Employers may have assignees that have been out of their home countries for over ten years who are still tax equalised and still receiving assignment related support and assistance. While this may be the intention in some cases, it may be the appropriate time to reconsider your assignment policy and to reconsider if it is possible to implement changes to reduce costs.

When things go wrong!

All too often employers do not appreciate the costs they will incur if they get things wrong. Fixing the problems after they have happened will require huge amounts of HR and Finance time input but, depending on the issue, could also result in immigration problems, tax penalties, publication and Revenue Authority scrutiny. What is clear is that a tax equalisation or alternative tax policy must address numerous issues which may not be apparent from the outset.
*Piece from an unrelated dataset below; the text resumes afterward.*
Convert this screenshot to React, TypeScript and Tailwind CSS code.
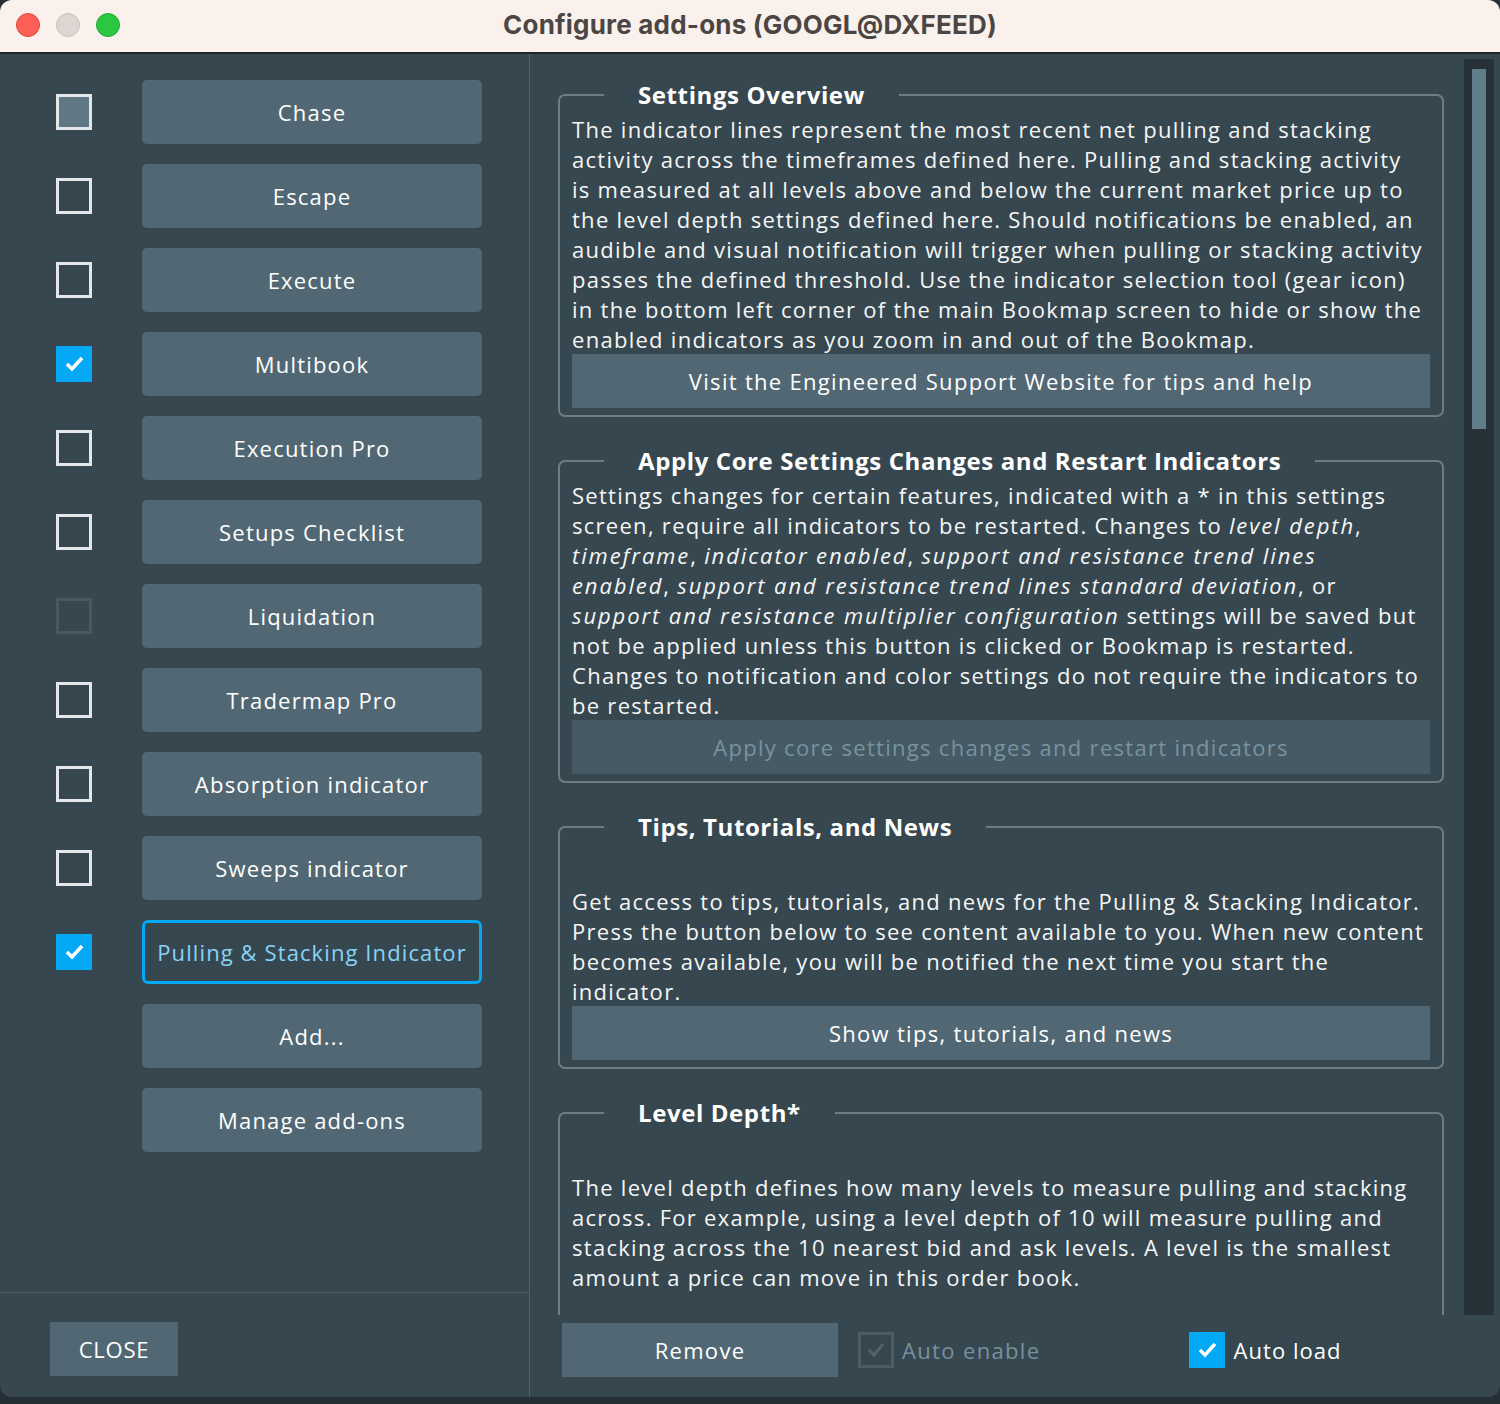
import type { ReactNode } from "react";

const FONT = { fontFamily: '"Open Sans", "DejaVu Sans", sans-serif' };

const ADDONS = [
	{ name: "Chase", state: "hover" },
	{ name: "Escape", state: "off" },
	{ name: "Execute", state: "off" },
	{ name: "Multibook", state: "on" },
	{ name: "Execution Pro", state: "off" },
	{ name: "Setups Checklist", state: "off" },
	{ name: "Liquidation", state: "disabled" },
	{ name: "Tradermap Pro", state: "off" },
	{ name: "Absorption indicator", state: "off" },
	{ name: "Sweeps indicator", state: "off" },
	{ name: "Pulling & Stacking Indicator", state: "on", selected: true },
];

function Check({ state }: { state: string }) {
	if (state === "on") {
		return (
			<div className="w-[36px] h-[36px] bg-[#03a9f4] flex items-center justify-center">
				<svg width="36" height="36" viewBox="0 0 36 36">
					<polyline
						points="11,18 16,23 26,12"
						fill="none"
						stroke="#fff"
						strokeWidth="3.5"
					/>
				</svg>
			</div>
		);
	}
	if (state === "disabled") {
		return <div className="w-[36px] h-[36px] border-[3px] border-[#465861]" />;
	}
	if (state === "hover") {
		return (
			<div className="w-[36px] h-[36px] border-[3px] border-[#e3e7e9] bg-[#607784]" />
		);
	}
	return <div className="w-[36px] h-[36px] border-[3px] border-[#e3e7e9]" />;
}

function Box({
	title,
	children,
}: {
	title: string;
	children: ReactNode;
}) {
	return (
		<fieldset className="border-2 border-[#6b7e88] rounded-[7px] px-[12px] pb-[7px] mb-[29px]">
			<legend className="ml-[32px] px-[34px] text-[24px] font-bold text-white leading-[30px] tracking-[0.6px]">
				{title}
			</legend>
			{children}
		</fieldset>
	);
}

function It({ children }: { children: ReactNode }) {
	return <i className="tracking-[1.9px]">{children}</i>;
}

function Lines({ lines }: { lines: ReactNode[] }) {
	return (
		<div className="text-[22px] leading-[30px] text-[#f4f6f7] tracking-[1.28px]">
			{lines.map((l, i) => (
				<div key={i} className="whitespace-nowrap">
					{l}
				</div>
			))}
		</div>
	);
}

function BoxButton({
	label,
	disabled,
}: {
	label: string;
	disabled?: boolean;
}) {
	return (
		<div
			className={
				disabled
					? "h-[54px] bg-[#455a64] flex items-center justify-center text-[22px] text-[#7a929e] tracking-[1.3px]"
					: "h-[54px] bg-[#516874] flex items-center justify-center text-[22px] text-white tracking-[1.3px]"
			}
		>
			{label}
		</div>
	);
}

export default function App() {
	return (
		<div className="w-[1500px] h-[1404px] bg-[#243036] overflow-hidden" style={FONT}>
			<div className="h-[1397px] bg-[#37474f] rounded-[12px] overflow-hidden flex flex-col">
				{/* title bar */}
				<div className="h-[54px] shrink-0 bg-[#fbf1ec] border-b-2 border-[#1c262b] relative flex items-center justify-center">
					<div className="absolute left-[16px] top-[13px] flex gap-[16px]">
						<div className="w-[24px] h-[24px] rounded-full bg-[#fe5f57] border border-[#e2463f]" />
						<div className="w-[24px] h-[24px] rounded-full bg-[#ddd5d1] border border-[#c9c0bb]" />
						<div className="w-[24px] h-[24px] rounded-full bg-[#2ac840] border border-[#1faa33]" />
					</div>
					<div
						className="text-[26px] font-bold text-[#4b4644] tracking-[0.2px] -mt-[4px]"
						style={{ fontFamily: 'Inter, "Noto Sans", sans-serif' }}
					>
						Configure add-ons (GOOGL@DXFEED)
					</div>
				</div>

				<div className="flex flex-1 min-h-0">
					{/* left panel */}
					<div className="w-[530px] shrink-0 border-r border-[#4e626c] flex flex-col">
						<div className="flex-1 pt-[26px] flex flex-col gap-[20px]">
							{ADDONS.map((a) => (
								<div key={a.name} className="flex items-center h-[64px]">
									<div className="ml-[56px] w-[36px]">
										<Check state={a.state} />
									</div>
									<div
										className={
											a.selected
												? "ml-[50px] w-[340px] h-[64px] rounded-[6px] border-[3px] border-[#03a9f4] flex items-center justify-center text-[22px] text-[#86d3f7] tracking-[1.1px]"
												: "ml-[50px] w-[340px] h-[64px] rounded-[5px] bg-[#516874] flex items-center justify-center text-[22px] text-white tracking-[1.2px]"
										}
									>
										{a.name}
									</div>
								</div>
							))}
							{["Add...", "Manage add-ons"].map((n) => (
								<div key={n} className="flex h-[64px]">
									<div className="ml-[142px] w-[340px] h-[64px] rounded-[5px] bg-[#516874] flex items-center justify-center text-[22px] text-white tracking-[1.2px]">
										{n}
									</div>
								</div>
							))}
						</div>
						<div className="h-[105px] shrink-0 border-t border-[#4e626c] pt-[29px] pl-[50px]">
							<div className="w-[128px] h-[54px] bg-[#516874] flex items-center justify-center text-[22px] text-white tracking-[0.8px]">
								CLOSE
							</div>
						</div>
					</div>

					{/* right panel */}
					<div className="flex-1 flex flex-col min-w-0">
						<div className="flex h-[1261px] shrink-0">
							<div className="flex-1 overflow-hidden pl-[28px] pr-[20px] pt-[26px]">
								<Box title="Settings Overview">
									<div className="mt-[4px]">
										<Lines
											lines={[
												"The indicator lines represent the most recent net pulling and stacking",
												"activity across the timeframes defined here. Pulling and stacking activity",
												"is measured at all levels above and below the current market price up to",
												"the level depth settings defined here. Should notifications be enabled, an",
												"audible and visual notification will trigger when pulling or stacking activity",
												"passes the defined threshold. Use the indicator selection tool (gear icon)",
												"in the bottom left corner of the main Bookmap screen to hide or show the",
												"enabled indicators as you zoom in and out of the Bookmap.",
											]}
										/>
									</div>
									<BoxButton label="Visit the Engineered Support Website for tips and help" />
								</Box>

								<Box title="Apply Core Settings Changes and Restart Indicators">
									<div className="mt-[4px]">
										<Lines
											lines={[
												"Settings changes for certain features, indicated with a * in this settings",
												<>
													screen, require all indicators to be restarted. Changes to{" "}
													<It>level depth</It>,
												</>,
												<>
													<It>timeframe</It>, <It>indicator enabled</It>,{" "}
													<It>support and resistance trend lines</It>
												</>,
												<>
													<It>enabled</It>,{" "}
													<It>support and resistance trend lines standard deviation</It>, or
												</>,
												<>
													<It>support and resistance multiplier configuration</It> settings
													will be saved but
												</>,
												"not be applied unless this button is clicked or Bookmap is restarted.",
												"Changes to notification and color settings do not require the indicators to",
												"be restarted.",
											]}
										/>
									</div>
									<BoxButton
										label="Apply core settings changes and restart indicators"
										disabled
									/>
								</Box>

								<Box title="Tips, Tutorials, and News">
									<div className="h-[44px]" />
									<Lines
										lines={[
											"Get access to tips, tutorials, and news for the Pulling & Stacking Indicator.",
											"Press the button below to see content available to you. When new content",
											"becomes available, you will be notified the next time you start the",
											"indicator.",
										]}
									/>
									<BoxButton label="Show tips, tutorials, and news" />
								</Box>

								<Box title="Level Depth*">
									<div className="h-[44px]" />
									<Lines
										lines={[
											"The level depth defines how many levels to measure pulling and stacking",
											"across. For example, using a level depth of 10 will measure pulling and",
											"stacking across the 10 nearest bid and ask levels. A level is the smallest",
											"amount a price can move in this order book.",
										]}
									/>
									<div className="h-[200px]" />
								</Box>
							</div>
							<div className="w-[30px] shrink-0 mr-[6px] mt-[5px] bg-[#263238] pt-[10px] pl-[8px]">
								<div className="w-[14px] h-[360px] bg-[#607d8b]" />
							</div>
						</div>

						{/* bottom bar */}
						<div className="flex-1 flex items-start pt-[8px] pl-[32px]">
							<div className="w-[276px] h-[54px] bg-[#516874] flex items-center justify-center text-[22px] text-white tracking-[1.3px]">
								Remove
							</div>
							<div className="ml-[20px] mt-[9px] flex items-center">
								<div className="w-[36px] h-[36px] border-[3px] border-[#4a5d67] flex items-center justify-center">
									<svg width="30" height="30" viewBox="0 0 30 30">
										<polyline
											points="8,15 13,20 22,9"
											fill="none"
											stroke="#4f636d"
											strokeWidth="3"
										/>
									</svg>
								</div>
								<span className="ml-[8px] text-[22px] text-[#78909c] tracking-[1.35px]">
									Auto enable
								</span>
							</div>
							<div className="ml-[149px] mt-[9px] flex items-center">
								<Check state="on" />
								<span className="ml-[8px] text-[22px] text-white tracking-[1.05px]">
									Auto load
								</span>
							</div>
						</div>
					</div>
				</div>
			</div>
		</div>
	);
}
In addition, changes in policies, changes in the packages provided and indeed the way in which they are provided can have tax implications in either the home or host country and these must be considered carefully (and costed) before being introduced.

Conclusion

Organisational success is dictated by the foresight of the people leading and driving the business. More than ever before, employee mobility is an expected and necessary aspect of an employer's strategy to grow their business. In order to succeed, the appropriate people strategy must be put in place, and within that strategy, the varying needs of the different types of employee must be addressed. A “one size fits all” mobility policy is no longer sufficient, but instead HR and Finance teams must work closely together to achieve a solution that works from all perspectives. The ultimate questions for employers will be:

  • Do they have an appropriate mobility policy in place to enable them to grow their business?
  • Can they identify the various types of assignments they have within their organisation?
  • Are they achieving the maximum cost reductions and tax savings possible through global mobility?
  • Are they aware of the consequences of getting things wrong?